Even before Stonehenge became Stonehenge, the beloved and mysterious sarsen monument we know today, it was an important place to the people of the Mesolithic and Neolithic that inhabited the region.
Bone remains suggest it was once an important burial place for at least hundreds of years - and now a new analysis has shown that people travelled from as far as western Wales – from where some of the stones are thought to originate – in order to cremate and inter their dead at the site.
The use of the site for cremations has long been known. Cremains were uncovered in excavations in 1919-26, from at least 58 individual skeletons, in what are known as "Aubrey holes". These holes had once been filled with cremains, with bluestone markers placed on top. The remains were subsequently re-buried in one Aubrey hole, to be excavated again in 2008.
And these remains included 25 occipital fragments, bone from the base of the skull, dating back to as early as 3180 BCE, according to radiocarbon analysis. The stone circle was erected in around 2500 BCE.
It's these 25 fragments that researchers from Vrije Universiteit Brussel in Belgium examined with their strontium isotope analysis.
This is a technique usually performed on teeth, which retain strontium isotopes incredibly well. These isotopes can be found in the soil, and are taken up into plants. When the plants are eaten by a person, these isotopes replace some of the calcium in teeth and bones.
The strontium isotopes can be matched to geographical regions, and in turn can help identify what a person has eaten and where they are from.
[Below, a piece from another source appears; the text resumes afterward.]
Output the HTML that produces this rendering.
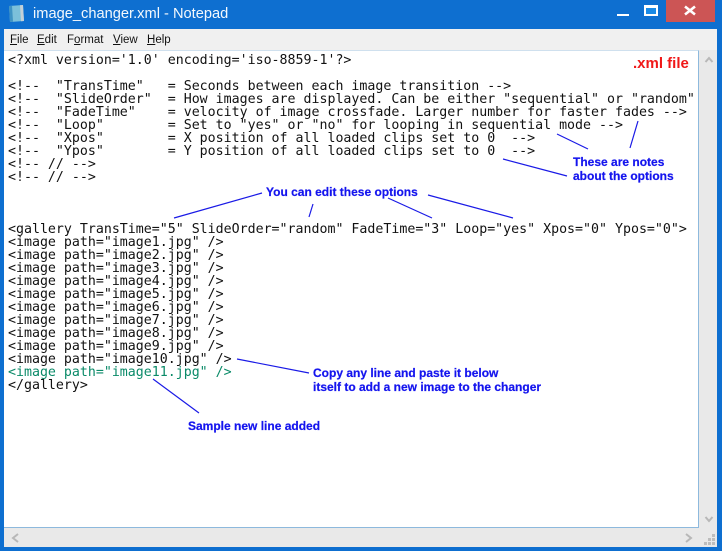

It gets a little trickier with cremains. The tooth enamel, which provides a profile dating back to childhood, is destroyed by the high temperatures. But bone that has been burnt at these higher temperatures can become calcined – which has also been discovered to reliably preserve strontium isotopes.
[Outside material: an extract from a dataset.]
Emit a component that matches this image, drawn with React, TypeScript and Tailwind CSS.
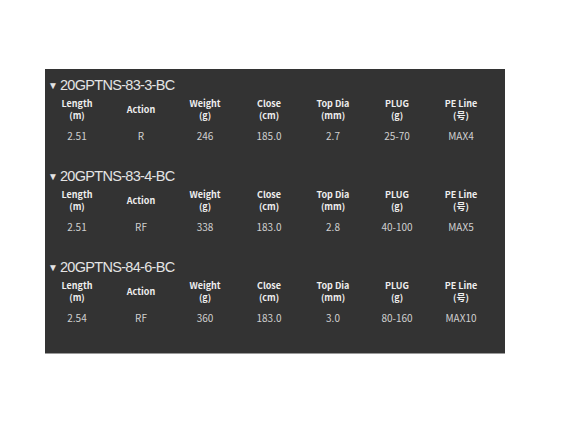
import React from 'react'

interface Spec {
  label: string
  unit?: string
}

interface Rod {
  name: string
  values: string[]
}

const specs: Spec[] = [
  { label: 'Length', unit: '(m)' },
  { label: 'Action' },
  { label: 'Weight', unit: '(g)' },
  { label: 'Close', unit: '(cm)' },
  { label: 'Top Dia', unit: '(mm)' },
  { label: 'PLUG', unit: '(g)' },
  { label: 'PE Line', unit: '(号)' },
]

const rods: Rod[] = [
  { name: '20GPTNS-83-3-BC', values: ['2.51', 'R', '246', '185.0', '2.7', '25-70', 'MAX4'] },
  { name: '20GPTNS-83-4-BC', values: ['2.51', 'RF', '338', '183.0', '2.8', '40-100', 'MAX5'] },
  { name: '20GPTNS-84-6-BC', values: ['2.54', 'RF', '360', '183.0', '3.0', '80-160', 'MAX10'] },
]

const jp = "font-['Noto_Sans_CJK_JP','Noto_Sans',sans-serif]"

const RodBlock: React.FC<{ rod: Rod }> = ({ rod }) => (
  <div className="pt-[6px] pb-[18px]">
    {/* Title */}
    <div className="flex items-center h-[20px] pl-[3px] font-['Liberation_Sans',Arial,sans-serif] text-[#e4e4e4]">
      <span className="text-[10px] w-[12px] leading-none pt-[1px]">▼</span>
      <span className="text-[14.5px] tracking-[-0.7px] leading-[20px]">{rod.name}</span>
    </div>

    {/* Header */}
    <div className={`grid grid-cols-[repeat(7,64px)] mt-[3px] h-[24px] ${jp} text-[9px] font-bold text-[#eeeeee]`}>
      {specs.map((s) => (
        <div key={s.label} className="flex flex-col items-center justify-center leading-[12px]">
          <span>{s.label}</span>
          {s.unit && <span>{s.unit}</span>}
        </div>
      ))}
    </div>

    {/* Values */}
    <div className={`grid grid-cols-[repeat(7,64px)] mt-[8px] h-[12px] ${jp} text-[10px] text-[#d0d0d0]`}>
      {rod.values.map((v, i) => (
        <div key={i} className="text-center leading-[12px]">{v}</div>
      ))}
    </div>
  </div>
)

export default function App() {
  return (
    <div className="w-[564px] h-[426px] bg-white pt-[69px] pl-[45px]">
      <div className="w-[460px] h-[285px] bg-[#333333] border-b border-[#9a9a9a]">
        {rods.map((rod) => (
          <RodBlock key={rod.name} rod={rod} />
        ))}
      </div>
    </div>
  )
}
Unlike tooth enamel, it only reflects an average of the foods eaten in the last decade before death, but this is still sufficient to be able to determine where someone spent most of that time. And the occipital fragments were, indeed, calcined.
In analysing 25 of the fragments, the researchers found that 15 of the skulls belonged to people who had lived in the local area, near Stonehenge.
But the remaining 10 had come from much farther afield. These ancient humans had travelled over 200 kilometres (125 miles) from western Britain. Given that some of the sarsens have been linked to specific quarries in Wales, the researchers believe it's likely that the people are from the same region.
They also found evidence that some of the wood used to burn the corpses had originated in Wales, and that the remains had been transported to the Stonehenge site post-cremation.
"All the measurements fall between the biologically available strontium values for Stonehenge and west Wales, consistent with people moving between the two locations at different times in their lives," the researchers wrote in their paper.
"Finally, the results suggest that at least some 'non-local' individuals were cremated away from Stonehenge, and that their cremated remains were brought to the site for burial, perhaps in conjunction with the raising of the bluestones."
The purpose of Stonehenge is still shrouded in mystery, but it's clear that it has been deeply important to humans for thousands of years. It's possible that it has played multiple roles in that time.
The team's research has been published in the journal Scientific Reports.